Fig 1. Cue combination in nonpain and pain perception are computationally equivalent.

a–c) Simple models of cue combination involve combining two cues: in this case, the location of a visual stimulus and the location of an auditory stimulus. The influence of each cue is dependent on the noise or precision of the cue (probability distribution). The example shows the visual stimulus (dotted line) as more precise than the auditory cue (line-dot-dot); it, therefore, has more influence on the estimation of the object location (solid line). d–f) Combining cues related to the potential threat to one’s body promises to provide a better estimate of the overall threat. In this case, nociceptive information (line-dot-dot) is combined with visual information (dotted line) to produce an estimate of threat (solid line). In this example, nociceptive information is combined with a red visual cue, increasing the overall estimation of threat as compared to the combination of nociception and a blue cue, as demonstrated by Moseley and Arntz (2007).

Fig 2. Causal inference in placebo and nocebo effects.

The estimation of threat is determined by the relative integration of current information and prior expectations. Placebo effects (a–b) are associated with the relative weight of current sensory evidence, e.g., nociception (line-dot-dot), and expectations of safety, e.g., positive expectation associated with medication prescription (dotted line), resulting in an estimation of lowered overall threat (solid line). In contrast, nocebo effects (c–d) are associated with the relative precision (noise) of current sensory evidence (line-dot-dot) and expectations of harm, e.g., work-place demands (dotted line), resulting in an estimation of increased threat (solid line). The on-going estimations of relative safety and threat can be formulated as a casual inference problem, as demonstrated by Anchisi and Zanon, 2015.

Fig 3. Information needs to be integrated over time.

a–b) Reduction in pain over time (S1–S3). We estimate the level of threat posed to the body from noisy information, e.g., following wrist fracture and casting (x1–x3).
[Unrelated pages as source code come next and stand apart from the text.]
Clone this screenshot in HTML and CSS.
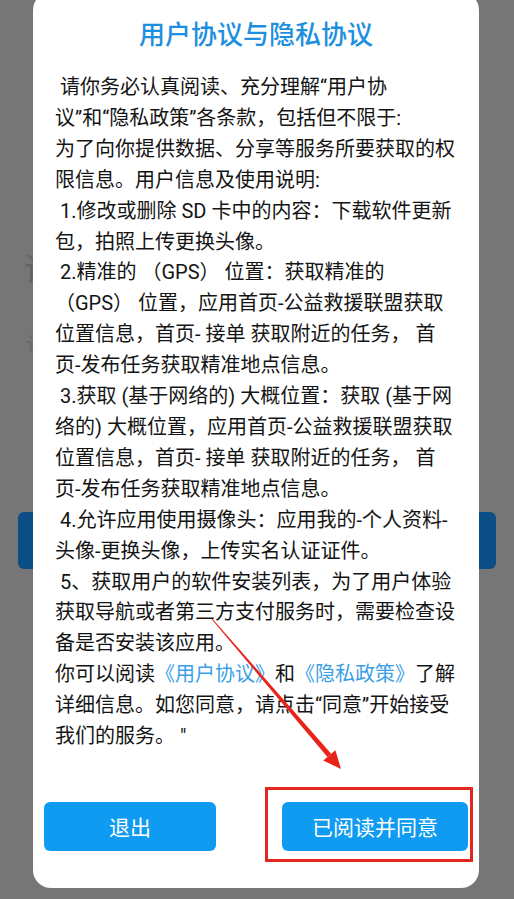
FILE: index.html
```html
<!DOCTYPE html>
<html lang="zh-CN">
<head>
  <meta charset="UTF-8">
  <meta name="viewport" content="width=device-width, initial-scale=1.0">
  <title>用户协议与隐私协议</title>
  <link rel="stylesheet" href="styles.css">
</head>
<body>
  <!-- Login page under the dialog -->
  <div class="login">
    <div class="login-title">请输入手机号</div>
    <div class="login-field">请输入验证码</div>
    <div class="login-button"></div>
  </div>

  <!-- Agreement Modal -->
  <div class="mask">
    <div class="dialog">
      <h2 class="dialog-title">用户协议与隐私协议</h2>
      <p class="dialog-text">&nbsp;请你务必认真阅读、充分理解“用户协<br>议”和“隐私政策”各条款，包括但不限于:<br>为了向你提供数据、分享等服务所要获取的权<br>限信息。用户信息及使用说明:<br>&nbsp;1.修改或删除 SD 卡中的内容：下载软件更新<br>包，拍照上传更换头像。<br>&nbsp;2.精准的 （GPS） 位置：获取精准的<br>（GPS） 位置，应用首页-公益救援联盟获取<br>位置信息，首页- 接单 获取附近的任务， 首<br>页-发布任务获取精准地点信息。<br>&nbsp;3.获取 (基于网络的) 大概位置：获取 (基于网<br>络的) 大概位置，应用首页-公益救援联盟获取<br>位置信息，首页- 接单 获取附近的任务， 首<br>页-发布任务获取精准地点信息。<br>&nbsp;4.允许应用使用摄像头：应用我的-个人资料-<br>头像-更换头像，上传实名认证证件。<br>&nbsp;5、获取用户的软件安装列表，为了用户体验<br>获取导航或者第三方支付服务时，需要检查设<br>备是否安装该应用。<br>你可以阅读<a href="#">《用户协议》</a>和<a href="#">《隐私政策》</a>了解<br>详细信息。如您同意，请点击“同意”开始接受<br>我们的服务。 "</p>
      <div class="dialog-actions">
        <button class="btn btn-exit">退出</button>
        <div class="highlight-box">
          <button class="btn btn-agree">已阅读并同意</button>
        </div>
      </div>
    </div>

    <!-- Annotation arrow -->
    <svg class="arrow" width="514" height="899" viewBox="0 0 514 899">
      <polygon points="211.6,619.3 212.4,618.7 331.2,753.8 327.4,757" fill="#e8231c"/>
      <polygon points="341,769 323.2,760.6 335.4,750.2" fill="#e8231c"/>
    </svg>
  </div>
</body>
</html>
```

FILE: styles.css
```css
/* General Styles */
body {
  font-family: Roboto, "Noto Sans CJK SC", sans-serif;
  background: #767676;
  margin: 0;
  padding: 0;
  height: 899px;
  overflow: hidden;
}

/* Login page (dimmed) */
.login {
  padding: 250px 18px 0;
}

.login-title {
  padding-left: 6px;
  font-size: 32px;
  line-height: 40px;
  color: #636363;
}

.login-field {
  margin-top: 40px;
  padding-left: 8px;
  font-size: 20px;
  line-height: 30px;
  color: #686868;
}

.login-button {
  height: 57px;
  margin-top: 152px;
  background: #0b4f86;
  border-radius: 6px;
}

/* Modal */
.mask {
  position: fixed;
  top: 0;
  left: 0;
  width: 100%;
  height: 100%;
}

.dialog {
  width: 446px;
  margin: -8px 0 0 33px;
  padding: 25px 0 26px;
  background: #fff;
  border-radius: 18px;
}

.dialog-title {
  margin: 0;
  font-size: 26px;
  font-weight: 500;
  line-height: 36px;
  text-align: center;
  color: #1e8fde;
}

.dialog-text {
  margin: 19px 0 0;
  padding: 0 22px;
  font-size: 20px;
  line-height: 30.9px;
  color: #141414;
  white-space: nowrap;
}

.dialog-text a {
  color: #3c9fe6;
  text-decoration: none;
}

/* Buttons */
.dialog-actions {
  display: flex;
  align-items: flex-start;
  margin-top: 35px;
  padding: 0 6px 0 11px;
}

.btn {
  height: 49px;
  background: #0f9bf2;
  border: none;
  border-radius: 6px;
  color: #fff;
  font-family: inherit;
  font-size: 21px;
  cursor: pointer;
}

.btn-exit {
  width: 172px;
  margin-top: 15px;
}

.btn-agree {
  display: block;
  width: 186px;
}

.highlight-box {
  margin-left: auto;
  padding: 12px 2px 8px 14px;
  border: 3px solid #e3261f;
}

.arrow {
  position: absolute;
  top: 0;
  left: 0;
  pointer-events: none;
}
```
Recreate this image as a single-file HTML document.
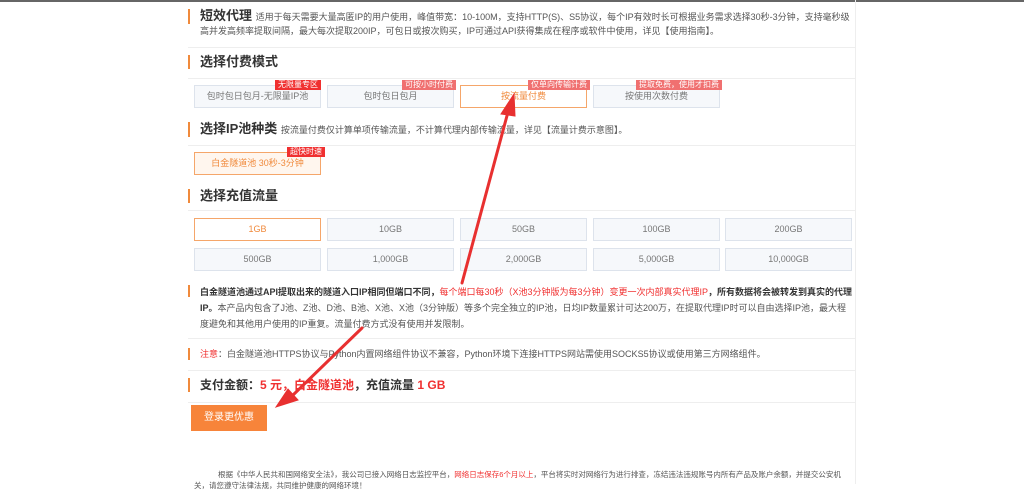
<!DOCTYPE html><html><head><meta charset="utf-8"><style>
*{margin:0;padding:0;box-sizing:border-box}
body{width:1024px;height:484px;overflow:hidden;background:#fff;font-family:"Liberation Sans","Noto Sans CJK SC",sans-serif;color:#333;position:relative}
.a{position:absolute}
.h{position:absolute;left:188px;border-left:2px solid #f08a3c;padding-left:10px;font-size:13px;font-weight:bold;color:#333;line-height:14px;white-space:nowrap}
.sep{position:absolute;left:188px;width:667px;height:1px;background:#eee}
.box{position:absolute;height:23px;border:1px solid #dde3ec;background:#f6f8fb;color:#777;font-size:9px;text-align:center;line-height:21px;white-space:nowrap}
.box.on{border-color:#f5a66a;background:#fff;color:#f08a3c}
.bd{position:absolute;height:10px;font-size:8px;line-height:10px;color:#fff;padding:0 3px;background:#f03030;white-space:nowrap}
.bd.l{background:#f07070}
.t{font-size:9px;color:#555;line-height:16px}
</style></head><body>
<div class="a" style="left:0;top:0;width:1024px;height:2px;background:#666"></div>
<div class="a" style="left:855px;top:0;width:1px;height:484px;background:#eee"></div>
<div class="h" style="top:9px">短效代理 <span style="font-weight:normal;font-size:9px;color:#555">适用于每天需要大量高匿IP的用户使用，峰值带宽：10-100M，支持HTTP(S)、S5协议，每个IP有效时长可根据业务需求选择30秒-3分钟，支持毫秒级</span></div>
<div class="a t" style="left:200px;top:23px">高并发高频率提取间隔，最大每次提取200IP，可包日或按次购买，IP可通过API获得集成在程序或软件中使用，详见【使用指南】。</div>
<div class="sep" style="top:47px"></div>
<div class="h" style="top:55px">选择付费模式</div>
<div class="sep" style="top:78px"></div>
<div class="box" style="left:194px;top:85px;width:127px">包时包日包月-无限量IP池</div>
<div class="box" style="left:327px;top:85px;width:127px">包时包日包月</div>
<div class="box on" style="left:460px;top:85px;width:127px">按流量付费</div>
<div class="box" style="left:593px;top:85px;width:127px">按使用次数付费</div>
<div class="bd" style="right:703px;top:80px">无限量专区</div>
<div class="bd l" style="right:568px;top:80px">可按小时付费</div>
<div class="bd l" style="right:434px;top:80px">仅单向传输计费</div>
<div class="bd l" style="right:302px;top:80px">提取免费，使用才扣费</div>
<div class="h" style="top:122px">选择IP池种类 <span style="font-weight:normal;font-size:9px;color:#555">按流量付费仅计算单项传输流量，不计算代理内部传输流量，详见【流量计费示意图】。</span></div>
<div class="sep" style="top:145px"></div>
<div class="box on" style="left:194px;top:152px;width:127px;background:#fff6ee">白金隧道池 30秒-3分钟</div>
<div class="bd" style="right:699px;top:147px">超快时速</div>
<div class="h" style="top:189px">选择充值流量</div>
<div class="sep" style="top:210px"></div>
<div class="box on" style="left:194px;top:218px;width:127px">1GB</div>
<div class="box" style="left:327px;top:218px;width:127px">10GB</div>
<div class="box" style="left:460px;top:218px;width:127px">50GB</div>
<div class="box" style="left:593px;top:218px;width:127px">100GB</div>
<div class="box" style="left:725px;top:218px;width:127px">200GB</div>
<div class="box" style="left:194px;top:248px;width:127px">500GB</div>
<div class="box" style="left:327px;top:248px;width:127px">1,000GB</div>
<div class="box" style="left:460px;top:248px;width:127px">2,000GB</div>
<div class="box" style="left:593px;top:248px;width:127px">5,000GB</div>
<div class="box" style="left:725px;top:248px;width:127px">10,000GB</div>
<div class="a" style="left:188px;top:285px;width:2px;height:12px;background:#f08a3c"></div>
<div class="a t" style="left:200px;top:284px;width:655px"><b style="color:#333">白金隧道池通过API提取出来的隧道入口IP相同但端口不同，</b><span style="color:#f03030">每个端口每30秒（X池3分钟版为每3分钟）变更一次内部真实代理IP</span><b style="color:#333">，所有数据将会被转发到真实的代理IP。</b>本产品内包含了J池、Z池、D池、B池、X池、X池（3分钟版）等多个完全独立的IP池，日均IP数量累计可达200万，在提取代理IP时可以自由选择IP池，最大程度避免和其他用户使用的IP重复。流量付费方式没有使用并发限制。</div>
<div class="sep" style="top:338px"></div>
<div class="a" style="left:188px;top:348px;width:2px;height:12px;background:#f08a3c"></div>
<div class="a t" style="left:200px;top:346px"><span style="color:#f03030">注意</span>：白金隧道池HTTPS协议与Python内置网络组件协议不兼容，Python环境下连接HTTPS网站需使用SOCKS5协议或使用第三方网络组件。</div>
<div class="sep" style="top:370px"></div>
<div class="h" style="top:378px;font-size:12px">支付金额：<span style="color:#f03030">5 元，白金隧道池</span>，充值流量 <span style="color:#f03030">1 GB</span></div>
<div class="sep" style="top:402px"></div>
<div class="a" style="left:191px;top:405px;width:76px;height:26px;background:#f7843a;color:#fff;font-size:10px;text-align:center;line-height:26px">登录更优惠</div>
<div class="a" style="left:218px;top:469px;font-size:7.5px;color:#555;white-space:nowrap">根据《中华人民共和国网络安全法》，我公司已接入网络日志监控平台，<span style="color:#f03030">网络日志保存6个月以上</span>，平台将实时对网络行为进行排查，冻结违法违规账号内所有产品及账户余额，并提交公安机</div>
<div class="a" style="left:194px;top:480px;font-size:7.5px;color:#555">关，请您遵守法律法规，共同维护健康的网络环境！</div>
<svg class="a" style="left:0;top:0" width="1024" height="484"><g stroke="#e83030" stroke-width="3" fill="#e83030" stroke-linecap="round"><line x1="462" y1="283" x2="508" y2="112"/><polygon points="514,94 501,114 515,116" stroke-width="1"/><line x1="362" y1="328" x2="292" y2="396"/><polygon points="276,407 288,389 298,400" stroke-width="1"/></g></svg>
</body></html>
In such cases, information is combined from past experiences (e.g., how the facture occurred, previous exposure to fracture), to form an optimal inference. If there is sufficient information available that reflects a decreasing level of bodily threat, an updated estimation of low threat will result, and the experience of pain will reduce over time. c–d) Maintenance of pain over time. During casting, visual, proprioceptive, and tactile information is restricted. In some cases, previous experiences may have greater influence on the estimation of threat as they are attributed more precision than the current sensory information, e.g., a highly traumatic incident that resulted in the fracture. In the absence of relevant safety cues, the estimation of threat may persist over time so that pain continues. Although an abstract example, this could be an alternative approach to understanding Complex Regional Pain Syndrome [53].

Fig 4. The Cornsweet illusion, a new hope for pain treatment?
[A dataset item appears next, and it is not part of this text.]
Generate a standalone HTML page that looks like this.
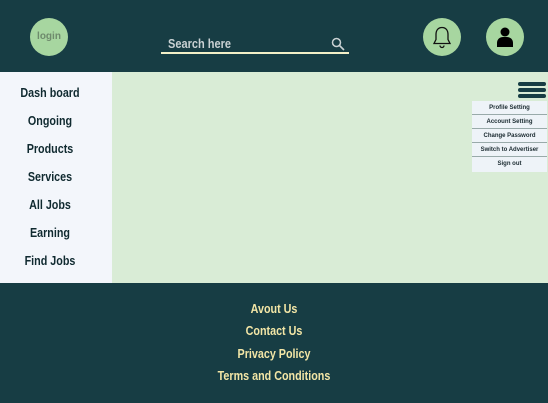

a) Two panels of equal luminance are presented; however, they are perceived to be different. Covering up the central portion where the panels meet will reveal that it is just in this section that the luminance ramps up and back down again, to give the illusion that the two panels are different. b) The actual stimulus luminance over space. c) Could a similar phenomenon exist in pain? By introducing a noxious experience that imperceptibly ramps up over time, jumps down, and then ramps back up to the original level imperceptibly to produce the illusion that the threat has decreased, thus lowering the experienced level of pain.